Supplied information:
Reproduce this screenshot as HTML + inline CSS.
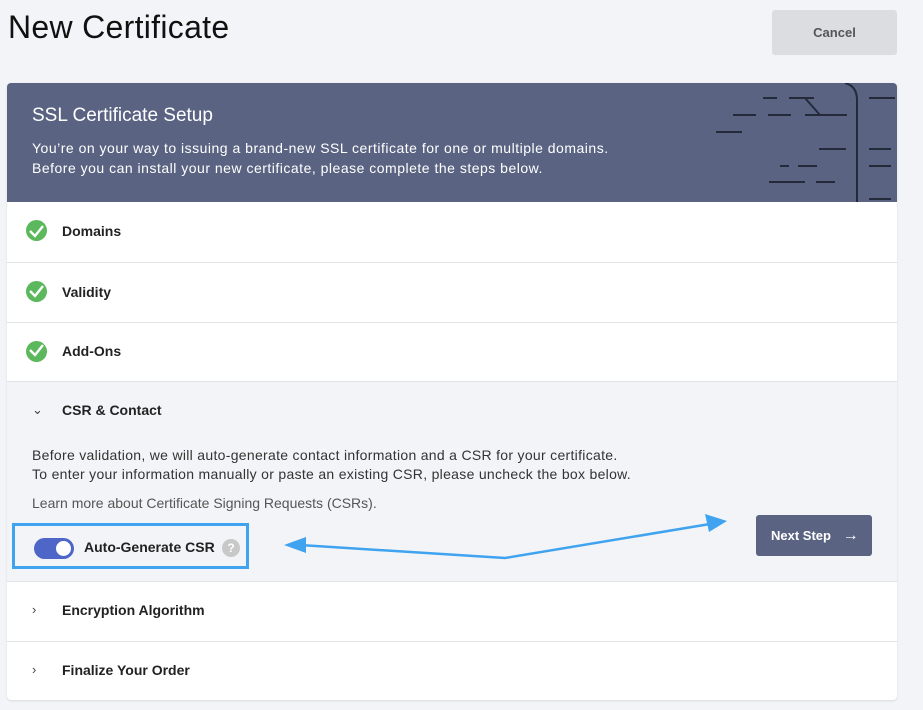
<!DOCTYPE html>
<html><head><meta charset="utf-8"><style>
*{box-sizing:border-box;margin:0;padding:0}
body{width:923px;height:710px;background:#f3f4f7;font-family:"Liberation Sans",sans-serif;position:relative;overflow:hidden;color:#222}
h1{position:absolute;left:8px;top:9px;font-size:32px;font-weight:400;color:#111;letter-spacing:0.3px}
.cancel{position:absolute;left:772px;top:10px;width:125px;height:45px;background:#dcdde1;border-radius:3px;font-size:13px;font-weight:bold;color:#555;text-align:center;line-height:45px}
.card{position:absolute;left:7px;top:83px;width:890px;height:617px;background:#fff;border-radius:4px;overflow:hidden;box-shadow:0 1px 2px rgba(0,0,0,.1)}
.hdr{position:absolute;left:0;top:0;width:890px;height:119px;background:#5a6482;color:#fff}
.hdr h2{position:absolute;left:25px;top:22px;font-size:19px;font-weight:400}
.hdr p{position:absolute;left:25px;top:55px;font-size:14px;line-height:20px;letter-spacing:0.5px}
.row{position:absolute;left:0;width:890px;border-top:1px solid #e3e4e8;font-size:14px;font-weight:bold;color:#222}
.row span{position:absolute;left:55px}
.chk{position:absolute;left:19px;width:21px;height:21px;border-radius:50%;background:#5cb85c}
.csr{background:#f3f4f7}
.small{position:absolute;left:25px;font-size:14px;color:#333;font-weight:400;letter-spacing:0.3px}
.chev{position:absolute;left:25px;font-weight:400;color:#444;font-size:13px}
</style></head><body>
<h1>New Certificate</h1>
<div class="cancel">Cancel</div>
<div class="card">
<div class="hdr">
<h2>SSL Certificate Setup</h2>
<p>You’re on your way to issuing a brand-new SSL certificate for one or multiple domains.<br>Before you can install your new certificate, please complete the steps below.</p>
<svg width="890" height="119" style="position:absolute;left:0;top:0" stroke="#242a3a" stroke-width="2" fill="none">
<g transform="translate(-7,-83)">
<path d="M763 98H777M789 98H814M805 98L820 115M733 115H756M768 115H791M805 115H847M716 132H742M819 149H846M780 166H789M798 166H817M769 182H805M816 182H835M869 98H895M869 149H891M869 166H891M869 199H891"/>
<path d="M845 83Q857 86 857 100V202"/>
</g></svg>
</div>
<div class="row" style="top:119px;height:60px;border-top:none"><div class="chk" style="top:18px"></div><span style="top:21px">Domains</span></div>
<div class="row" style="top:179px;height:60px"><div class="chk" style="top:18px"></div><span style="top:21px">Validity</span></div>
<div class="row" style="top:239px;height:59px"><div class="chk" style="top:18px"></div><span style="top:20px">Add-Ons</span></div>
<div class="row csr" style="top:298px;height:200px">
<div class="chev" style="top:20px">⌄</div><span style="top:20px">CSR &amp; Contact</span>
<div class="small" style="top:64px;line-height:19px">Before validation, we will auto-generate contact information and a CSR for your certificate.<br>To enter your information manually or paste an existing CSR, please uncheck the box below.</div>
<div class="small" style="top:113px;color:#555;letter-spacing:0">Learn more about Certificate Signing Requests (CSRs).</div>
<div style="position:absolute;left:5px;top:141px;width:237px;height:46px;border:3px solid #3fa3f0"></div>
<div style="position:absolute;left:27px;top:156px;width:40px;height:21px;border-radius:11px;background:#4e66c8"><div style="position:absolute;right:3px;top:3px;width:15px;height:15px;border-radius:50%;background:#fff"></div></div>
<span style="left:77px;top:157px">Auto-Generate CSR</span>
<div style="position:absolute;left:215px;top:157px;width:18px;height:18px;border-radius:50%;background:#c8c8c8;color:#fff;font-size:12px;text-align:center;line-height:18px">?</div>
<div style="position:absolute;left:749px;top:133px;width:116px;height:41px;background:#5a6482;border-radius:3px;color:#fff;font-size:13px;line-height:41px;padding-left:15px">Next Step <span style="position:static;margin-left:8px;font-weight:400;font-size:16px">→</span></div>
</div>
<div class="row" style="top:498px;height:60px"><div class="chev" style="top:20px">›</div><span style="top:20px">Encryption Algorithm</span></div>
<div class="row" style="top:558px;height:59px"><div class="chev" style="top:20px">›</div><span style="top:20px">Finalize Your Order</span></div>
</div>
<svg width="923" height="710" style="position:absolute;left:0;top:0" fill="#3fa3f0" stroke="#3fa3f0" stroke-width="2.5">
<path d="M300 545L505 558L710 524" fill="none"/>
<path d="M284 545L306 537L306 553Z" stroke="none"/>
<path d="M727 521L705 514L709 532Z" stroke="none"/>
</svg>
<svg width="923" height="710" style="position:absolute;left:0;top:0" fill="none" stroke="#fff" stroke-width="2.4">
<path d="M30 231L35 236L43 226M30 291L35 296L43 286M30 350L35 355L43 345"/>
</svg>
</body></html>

Instructions for the task: Repeat the material exactly as it reads, without any of its pictures.

Written solution:
Reproduce this screenshot as HTML + inline CSS.
<!DOCTYPE html>
<html><head><meta charset="utf-8"><style>
*{box-sizing:border-box;margin:0;padding:0}
body{width:923px;height:710px;background:#f3f4f7;font-family:"Liberation Sans",sans-serif;position:relative;overflow:hidden;color:#222}
h1{position:absolute;left:8px;top:9px;font-size:32px;font-weight:400;color:#111;letter-spacing:0.3px}
.cancel{position:absolute;left:772px;top:10px;width:125px;height:45px;background:#dcdde1;border-radius:3px;font-size:13px;font-weight:bold;color:#555;text-align:center;line-height:45px}
.card{position:absolute;left:7px;top:83px;width:890px;height:617px;background:#fff;border-radius:4px;overflow:hidden;box-shadow:0 1px 2px rgba(0,0,0,.1)}
.hdr{position:absolute;left:0;top:0;width:890px;height:119px;background:#5a6482;color:#fff}
.hdr h2{position:absolute;left:25px;top:22px;font-size:19px;font-weight:400}
.hdr p{position:absolute;left:25px;top:55px;font-size:14px;line-height:20px;letter-spacing:0.5px}
.row{position:absolute;left:0;width:890px;border-top:1px solid #e3e4e8;font-size:14px;font-weight:bold;color:#222}
.row span{position:absolute;left:55px}
.chk{position:absolute;left:19px;width:21px;height:21px;border-radius:50%;background:#5cb85c}
.csr{background:#f3f4f7}
.small{position:absolute;left:25px;font-size:14px;color:#333;font-weight:400;letter-spacing:0.3px}
.chev{position:absolute;left:25px;font-weight:400;color:#444;font-size:13px}
</style></head><body>
<h1>New Certificate</h1>
<div class="cancel">Cancel</div>
<div class="card">
<div class="hdr">
<h2>SSL Certificate Setup</h2>
<p>You’re on your way to issuing a brand-new SSL certificate for one or multiple domains.<br>Before you can install your new certificate, please complete the steps below.</p>
<svg width="890" height="119" style="position:absolute;left:0;top:0" stroke="#242a3a" stroke-width="2" fill="none">
<g transform="translate(-7,-83)">
<path d="M763 98H777M789 98H814M805 98L820 115M733 115H756M768 115H791M805 115H847M716 132H742M819 149H846M780 166H789M798 166H817M769 182H805M816 182H835M869 98H895M869 149H891M869 166H891M869 199H891"/>
<path d="M845 83Q857 86 857 100V202"/>
</g></svg>
</div>
<div class="row" style="top:119px;height:60px;border-top:none"><div class="chk" style="top:18px"></div><span style="top:21px">Domains</span></div>
<div class="row" style="top:179px;height:60px"><div class="chk" style="top:18px"></div><span style="top:21px">Validity</span></div>
<div class="row" style="top:239px;height:59px"><div class="chk" style="top:18px"></div><span style="top:20px">Add-Ons</span></div>
<div class="row csr" style="top:298px;height:200px">
<div class="chev" style="top:20px">⌄</div><span style="top:20px">CSR &amp; Contact</span>
<div class="small" style="top:64px;line-height:19px">Before validation, we will auto-generate contact information and a CSR for your certificate.<br>To enter your information manually or paste an existing CSR, please uncheck the box below.</div>
<div class="small" style="top:113px;color:#555;letter-spacing:0">Learn more about Certificate Signing Requests (CSRs).</div>
<div style="position:absolute;left:5px;top:141px;width:237px;height:46px;border:3px solid #3fa3f0"></div>
<div style="position:absolute;left:27px;top:156px;width:40px;height:21px;border-radius:11px;background:#4e66c8"><div style="position:absolute;right:3px;top:3px;width:15px;height:15px;border-radius:50%;background:#fff"></div></div>
<span style="left:77px;top:157px">Auto-Generate CSR</span>
<div style="position:absolute;left:215px;top:157px;width:18px;height:18px;border-radius:50%;background:#c8c8c8;color:#fff;font-size:12px;text-align:center;line-height:18px">?</div>
<div style="position:absolute;left:749px;top:133px;width:116px;height:41px;background:#5a6482;border-radius:3px;color:#fff;font-size:13px;line-height:41px;padding-left:15px">Next Step <span style="position:static;margin-left:8px;font-weight:400;font-size:16px">→</span></div>
</div>
<div class="row" style="top:498px;height:60px"><div class="chev" style="top:20px">›</div><span style="top:20px">Encryption Algorithm</span></div>
<div class="row" style="top:558px;height:59px"><div class="chev" style="top:20px">›</div><span style="top:20px">Finalize Your Order</span></div>
</div>
<svg width="923" height="710" style="position:absolute;left:0;top:0" fill="#3fa3f0" stroke="#3fa3f0" stroke-width="2.5">
<path d="M300 545L505 558L710 524" fill="none"/>
<path d="M284 545L306 537L306 553Z" stroke="none"/>
<path d="M727 521L705 514L709 532Z" stroke="none"/>
</svg>
<svg width="923" height="710" style="position:absolute;left:0;top:0" fill="none" stroke="#fff" stroke-width="2.4">
<path d="M30 231L35 236L43 226M30 291L35 296L43 286M30 350L35 355L43 345"/>
</svg>
</body></html>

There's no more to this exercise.